Avançons encore, voilà le siècle de Louis XIV. C’en est fait de la mâle vigueur du temps de Richelieu, c’en est fait de la libre allure de la fronde ; Louis XIV a mis à l’ordre du jour la politesse, la dignité tempérée par le bon goût. Heureux les génies qui auront été trempés dans la vigueur et dans la liberté de l’âge précédent, et qui auront assez vécu pour recevoir leur dernière perfection des mains de la politesse nouvelle ! C’est le privilége de Mme de Sévigné, comme de Molière et de Bossuet. Mme de Sévigné serait la reine de cette galerie. Il y aurait une place aussi pour Mme de Grignan, et à cause de sa mère, et à cause de son père Descartes, et pour elle-même, qui joignait à une ame noble, plus hardie que celle de la prudente marquise, une raison libre et ferme, un esprit original et un style accompli dans sa sobre gravité. Il serait bien difficile de ne pas admettre Mme de Rambouillet et la fameuse Julie. Je ne vois guère le moyen de séparer Mlle Paulet de Voiture[2] et la duchesse de Mazarin, la brillante et folle Hortense, de son vieux cavalier servant, Saint-Évremond.
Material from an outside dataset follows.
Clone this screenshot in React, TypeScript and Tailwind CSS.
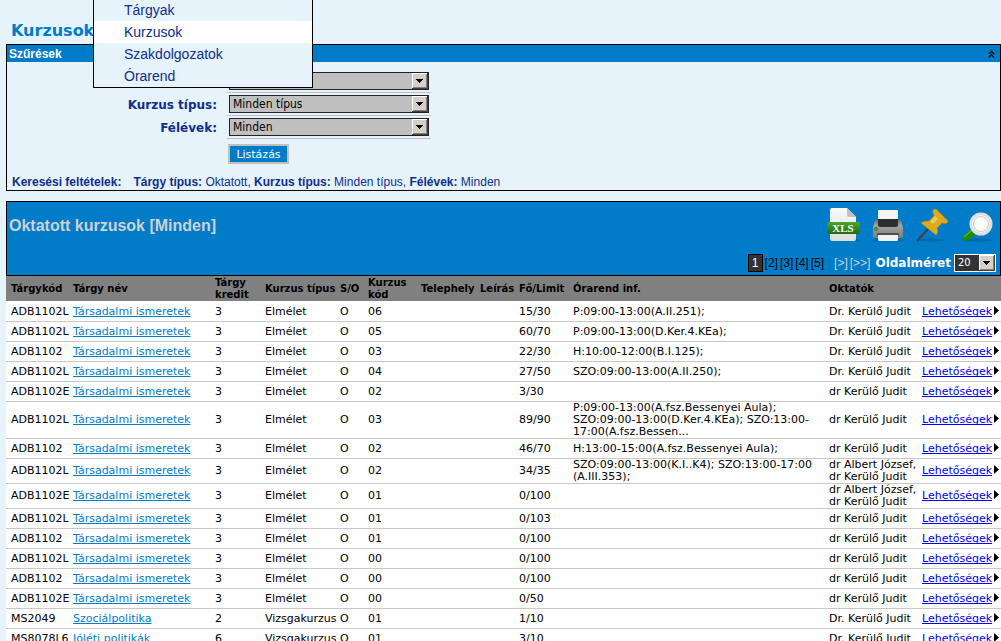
import { ReactNode } from "react";

type Course = {
  code: string;
  name: string;
  credit: number;
  type: string;
  group: string;
  limit: string;
  schedule?: string[];
  teachers: string[];
};

const social = { name: "Társadalmi ismeretek", credit: 3, type: "Elmélet" };

const courses: Course[] = [
  { ...social, code: "ADB1102L", group: "06", limit: "15/30", schedule: ["P:09:00-13:00(A.II.251);"], teachers: ["Dr. Kerülő Judit"] },
  { ...social, code: "ADB1102L", group: "05", limit: "60/70", schedule: ["P:09:00-13:00(D.Ker.4.KEa);"], teachers: ["Dr. Kerülő Judit"] },
  { ...social, code: "ADB1102", group: "03", limit: "22/30", schedule: ["H:10:00-12:00(B.I.125);"], teachers: ["Dr. Kerülő Judit"] },
  { ...social, code: "ADB1102L", group: "04", limit: "27/50", schedule: ["SZO:09:00-13:00(A.II.250);"], teachers: ["Dr. Kerülő Judit"] },
  { ...social, code: "ADB1102E", group: "02", limit: "3/30", teachers: ["dr Kerülő Judit"] },
  {
    ...social,
    code: "ADB1102L",
    group: "03",
    limit: "89/90",
    schedule: ["P:09:00-13:00(A.fsz.Bessenyei Aula);", "SZO:09:00-13:00(D.Ker.4.KEa); SZO:13:00-", "17:00(A.fsz.Bessen..."],
    teachers: ["dr Kerülő Judit"],
  },
  { ...social, code: "ADB1102", group: "02", limit: "46/70", schedule: ["H:13:00-15:00(A.fsz.Bessenyei Aula);"], teachers: ["dr Kerülő Judit"] },
  {
    ...social,
    code: "ADB1102L",
    group: "02",
    limit: "34/35",
    schedule: ["SZO:09:00-13:00(K.I..K4); SZO:13:00-17:00", "(A.III.353);"],
    teachers: ["dr Albert József,", "dr Kerülő Judit"],
  },
  { ...social, code: "ADB1102E", group: "01", limit: "0/100", teachers: ["dr Albert József,", "dr Kerülő Judit"] },
  { ...social, code: "ADB1102L", group: "01", limit: "0/103", teachers: ["dr Kerülő Judit"] },
  { ...social, code: "ADB1102", group: "01", limit: "0/100", teachers: ["dr Kerülő Judit"] },
  { ...social, code: "ADB1102L", group: "00", limit: "0/100", teachers: ["dr Kerülő Judit"] },
  { ...social, code: "ADB1102", group: "00", limit: "0/100", teachers: ["dr Kerülő Judit"] },
  { ...social, code: "ADB1102E", group: "00", limit: "0/50", teachers: ["dr Kerülő Judit"] },
  { code: "MS2049", name: "Szociálpolitika", credit: 2, type: "Vizsgakurzus", group: "01", limit: "1/10", teachers: ["Dr. Kerülő Judit"] },
  { code: "MS8078L6", name: "Jóléti politikák", credit: 6, type: "Vizsgakurzus", group: "01", limit: "3/10", teachers: ["Dr. Kerülő Judit"] },
];

const menuItems = ["Tárgyak", "Kurzusok", "Szakdolgozatok", "Órarend"];

const Menu = () => (
  <nav className="absolute top-0 left-[93px] z-10 w-[220px] border border-t-0 border-black bg-[#e6f3fb] font-['Liberation_Sans',Arial,sans-serif] text-sm text-[#0f2f8a]">
    {menuItems.map((item) => (
      <a key={item} href="#" className={`block h-[22px] pl-[30px] leading-[22px] first:h-[21px] first:leading-5 ${item === "Kurzusok" ? "bg-white" : ""}`}>
        {item}
      </a>
    ))}
  </nav>
);

const DropButton = ({ className }: { className: string }) => (
  <svg className={className} viewBox="0 0 16 16" shapeRendering="crispEdges" aria-hidden="true">
    <rect width="16" height="16" fill="#404040" />
    <rect width="15" height="15" fill="#fff" />
    <rect x="1" y="1" width="14" height="14" fill="#808080" />
    <rect x="1" y="1" width="13" height="13" fill="#d4d0c8" />
    <path d="M4 6h7v1H4zM5 7h5v1H5zM6 8h3v1H6zM7 9h1v1H7z" fill="#000" />
  </svg>
);

const FilterSelect = ({ id, label, value, ariaLabel }: { id: string; label?: string; value: string; ariaLabel?: string }) => (
  <div className="flex h-[23px] items-start justify-start">
    <div className="w-[210px] pt-0.5 text-right text-xs leading-4 font-bold">
      {label && <label htmlFor={id}>{label}</label>}
    </div>
    <div className="relative ml-[10px] h-[21px] w-[204px] border-b border-[#c0c0c0] pl-[2px]">
      <select
        id={id}
        aria-label={ariaLabel}
        className="block h-[18px] w-[200px] appearance-none border border-[#222] bg-[#c0c0c0] pl-[3px] font-['DejaVu_Sans_Condensed','DejaVu_Sans',sans-serif] text-xs leading-4 text-black"
      >
        <option>{value}</option>
      </select>
      <DropButton className="pointer-events-none absolute top-px right-[3px] h-4 w-4" />
    </div>
  </div>
);

const Filters = () => (
  <section className="border border-black">
    <div className="flex h-[17px] items-center justify-between bg-[#007cc8] pr-[5px] pl-[2px] font-['Liberation_Sans',Arial,sans-serif] text-xs font-bold text-white">
      <h2>Szűrések</h2>
      <button type="button" aria-label="Összecsukás">
        <svg className="h-2 w-[7px]" viewBox="0 0 7 8" fill="none" stroke="#000" strokeWidth="1.3">
          <path d="M1 4L3.5 1.2L6 4M1 7.5L3.5 4.7L6 7.5" />
        </svg>
      </button>
    </div>
    <form className="pt-[10px]" onSubmit={(e) => e.preventDefault()}>
      <FilterSelect id="subject-type" ariaLabel="Tárgy típus" value="Oktatott" />
      <FilterSelect id="course-type" label="Kurzus típus:" value="Minden típus" />
      <FilterSelect id="terms" label="Félévek:" value="Minden" />
      <button type="submit" className="mt-[3px] ml-[221px] block h-5 w-[61px] border-2 border-[#c0c0c0] bg-[#007cc8] pt-px text-[11px] leading-4 text-white">
        Listázás
      </button>
    </form>
    <p className="mt-[10px] pl-[5px] font-['Liberation_Sans',Arial,sans-serif] text-xs leading-4">
      <b className="mr-3">Keresési feltételek:</b>
      <b>Tárgy típus:</b> Oktatott, <b>Kurzus típus:</b> Minden típus, <b>Félévek:</b> Minden
    </p>
  </section>
);

const XlsIcon = () => (
  <svg className="h-9 w-9" viewBox="0 0 36 36" aria-hidden="true">
    <defs>
      <linearGradient id="xls-page" x1="0" y1="0" x2="0" y2="1">
        <stop offset="0" stopColor="#fafafa" />
        <stop offset="1" stopColor="#dcdedb" />
      </linearGradient>
      <linearGradient id="xls-band" x1="0" y1="0" x2="0" y2="1">
        <stop offset="0" stopColor="#4da62f" />
        <stop offset="1" stopColor="#1c6e0c" />
      </linearGradient>
    </defs>
    <ellipse cx="18" cy="33" rx="16" ry="1.5" fill="#0068a8" />
    <path d="M5 3a2 2 0 0 1 2-2h15l9 9v22a2 2 0 0 1-2 2H7a2 2 0 0 1-2-2z" fill="url(#xls-page)" />
    <path d="M22 1l9 9h-7a2 2 0 0 1-2-2z" fill="#c0c2be" />
    <rect x="2" y="15" width="33" height="12" rx="2" fill="url(#xls-band)" />
    <text x="18" y="25" textAnchor="middle" fontFamily="'Liberation Serif', serif" fontWeight="bold" fontSize="11" fill="#fff">
      XLS
    </text>
  </svg>
);

const PrintIcon = () => (
  <svg className="h-9 w-9" viewBox="0 0 36 36" aria-hidden="true">
    <defs>
      <linearGradient id="printer-body" x1="0" y1="0" x2="0" y2="1">
        <stop offset="0" stopColor="#6e706d" />
        <stop offset="0.3" stopColor="#a3a5a2" />
        <stop offset="1" stopColor="#7a7c79" />
      </linearGradient>
    </defs>
    <ellipse cx="18" cy="33" rx="16" ry="1.5" fill="#0068a8" />
    <path d="M8 4a1 1 0 0 1 1-1h18a1 1 0 0 1 1 1v10H8z" fill="#f4f4f3" />
    <path d="M5 13h26l2 8v8a2 2 0 0 1-2 2H5a2 2 0 0 1-2-2v-8z" fill="url(#printer-body)" />
    <path d="M8 12h20v6a2 2 0 0 1-2 2H10a2 2 0 0 1-2-2z" fill="#2a2e30" />
    <circle cx="6" cy="22" r="1.5" fill="#4fc52b" stroke="#33511f" strokeWidth="0.7" />
    <path d="M7 26h22v3H7z" fill="#4d4f4d" />
    <path d="M8 28h20v5a1 1 0 0 1-1 1H9a1 1 0 0 1-1-1z" fill="#f1f1ef" />
  </svg>
);

const PinIcon = () => (
  <svg className="h-9 w-9" viewBox="0 0 36 36" aria-hidden="true">
    <ellipse cx="16" cy="33" rx="14" ry="1.5" fill="#0068a8" />
    <path d="M14 21L2 34" stroke="#3c4143" strokeWidth="2" />
    <path d="M18 3l3-1 12 12-1 2c-2 1-4 0-5 0l-5 5c1 3 1 5-1 7L6 16c2-2 6-2 8-2l5-5c0-2-2-4-1-6z" fill="#dcaa1c" stroke="#b98a10" strokeWidth="0.6" />
    <path d="M20 9l-5 6 3 2 5-5z" fill="#f0cd50" />
  </svg>
);

const SearchIcon = () => (
  <svg className="h-9 w-9" viewBox="0 0 36 36" aria-hidden="true">
    <ellipse cx="17" cy="33" rx="15" ry="1.5" fill="#0068a8" />
    <path d="M13 20l5 5-9 8c-4 2-8 0-6-4z" fill="#1f8c08" />
    <path d="M13 22L4 30" stroke="#4dbb2e" strokeWidth="1.5" />
    <circle cx="21" cy="17" r="10" fill="#fff" stroke="#dfe1e0" strokeWidth="3" />
    <circle cx="21" cy="17" r="7.5" fill="none" stroke="#c4c8c8" />
  </svg>
);

const ToolButton = ({ label, children }: { label: string; children: ReactNode }) => (
  <button type="button" aria-label={label}>
    {children}
  </button>
);

const Toolbar = () => (
  <div className="flex h-[75px] justify-between border border-black bg-[#007cc8]">
    <h2 className="pt-[14px] pl-[2px] font-['Liberation_Sans',Arial,sans-serif] text-base leading-5 font-bold text-[#d0d0d0]">Oktatott kurzusok [Minden]</h2>
    <div className="flex flex-col items-end justify-between pt-[5px] pr-1 pb-[3px]">
      <div className="flex gap-[9px]">
        <ToolButton label="Exportálás"><XlsIcon /></ToolButton>
        <ToolButton label="Nyomtatás"><PrintIcon /></ToolButton>
        <ToolButton label="Rögzítés"><PinIcon /></ToolButton>
        <ToolButton label="Keresés"><SearchIcon /></ToolButton>
      </div>
      <div className="flex items-center text-xs">
        <div className="flex items-center gap-[2px] font-['Liberation_Sans',Arial,sans-serif] text-black">
          <span className="w-[15px] border border-black bg-[#333] text-center leading-4 text-white">1</span>
          {[2, 3, 4, 5].map((page) => (
            <a key={page} href="#">[{page}]</a>
          ))}
          <a href="#" className="ml-2 text-[#d0d0d0]">[&gt;]</a>
          <a href="#" className="text-[#d0d0d0]">[&gt;&gt;]</a>
        </div>
        <label htmlFor="page-size" className="mr-[3px] ml-[5px] font-bold text-white">Oldalméret</label>
        <div className="relative">
          <select
            id="page-size"
            className="block h-[18px] w-[42px] appearance-none border border-white bg-[#333] pl-[3px] font-['DejaVu_Sans_Condensed','DejaVu_Sans',sans-serif] text-[11px] leading-4 text-white"
          >
            <option>20</option>
          </select>
          <DropButton className="pointer-events-none absolute top-px right-px h-4 w-4" />
        </div>
      </div>
    </div>
  </div>
);

const CourseTable = () => (
  <table className="w-full table-fixed border-collapse bg-white text-[11px] leading-3 whitespace-nowrap text-black">
    <colgroup>
      <col className="w-[62px]" />
      <col className="w-[142px]" />
      <col className="w-[50px]" />
      <col className="w-[75px]" />
      <col className="w-[28px]" />
      <col className="w-[53px]" />
      <col className="w-[59px]" />
      <col className="w-[39px]" />
      <col className="w-[54px]" />
      <col />
      <col className="w-[93px]" />
      <col className="w-[84px]" />
    </colgroup>
    <thead className="text-[10px]">
      <tr className="h-[25px] border-b border-white bg-[#808080] text-left [&>th]:p-0 [&>th]:pt-px [&>th]:pl-[5px]">
        <th>Tárgykód</th>
        <th>Tárgy név</th>
        <th>Tárgy<br />kredit</th>
        <th>Kurzus típus</th>
        <th>S/O</th>
        <th>Kurzus<br />kód</th>
        <th>Telephely</th>
        <th>Leírás</th>
        <th>Fő/Limit</th>
        <th>Órarend inf.</th>
        <th>Oktatók</th>
        <th aria-label="Lehetőségek" />
      </tr>
    </thead>
    <tbody>
      {courses.map((course, i) => (
        <tr key={i} className="h-5 border-b border-[#c8c8c8] [&>td]:p-0 [&>td]:pl-[5px]">
          <td>{course.code}</td>
          <td><a href="#" className="text-[#007cc8] underline [text-decoration-skip-ink:none]">{course.name}</a></td>
          <td>{course.credit}</td>
          <td>{course.type}</td>
          <td>O</td>
          <td>{course.group}</td>
          <td />
          <td />
          <td>{course.limit}</td>
          <td>{course.schedule?.map((line) => <div key={line}>{line}</div>)}</td>
          <td>{course.teachers.map((teacher) => <div key={teacher}>{teacher}</div>)}</td>
          <td>
            <div className="flex items-start justify-between pr-0.5">
              <a href="#" className="text-[#0000ee] underline [text-decoration-skip-ink:none]">Lehetőségek</a>
              <svg className="h-[9px] w-[5px]" viewBox="0 0 5 9" aria-hidden="true">
                <path d="M0 0l5 4.5L0 9z" />
              </svg>
            </div>
          </td>
        </tr>
      ))}
    </tbody>
  </table>
);

const App = () => {
  return (
    <div className="relative min-h-screen bg-[#e6f3fb] pl-[6px] font-['DejaVu_Sans',Verdana,sans-serif] text-[#0f2f8a]">
      <Menu />
      <h1 className="pt-[21px] pb-[3px] pl-[5px] text-base leading-5 font-bold text-[#007cc8]">Kurzusok</h1>
      <Filters />
      <main className="mt-[10px]">
        <Toolbar />
        <CourseTable />
      </main>
    </div>
  );
};

export default App;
Voyez comme déjà le siècle en avançant décline, mais qu’il est beau encore avec Mlle de la Vallière, devenue Louise de la Miséricorde ! Nous en pourrions donner plus d’une lettre inédite où se révèle une ame charmante. Son heureuse et superbe rivale, Mme de Montespan, figurerait avec sa docte sœur, Mme de Rochechouart, abbesse de Fontevrault, qui traduisait le Banquet, y compris le discours d’Alcibiade, et avec sa nièce, la spirituelle et belle marquise de Castries, que Huet surprit un jour lisant en cachette le Criton. Nous emprunterions à M. Sainte-Beuve quelques-unes de ses pages les plus délicates sur Mme de La Fayette, en lui demandant la permission d’être un peu plus sévère que lui sur La Rochefoucauld[3]. Puis viendrait ce génie

  1. C’est à Mme de Guémenée qu’avant de monter sur l’échafaud, de Thou écrivit le billet qui se lit à la suite de la Relation de Fontrailles, dans l’édition de MM. Michaud et Poujoulat.
  2. Sur Mme Paulet, voyer les Mémoires, il est vrai souvent menteurs, de Tallemant des Réaux.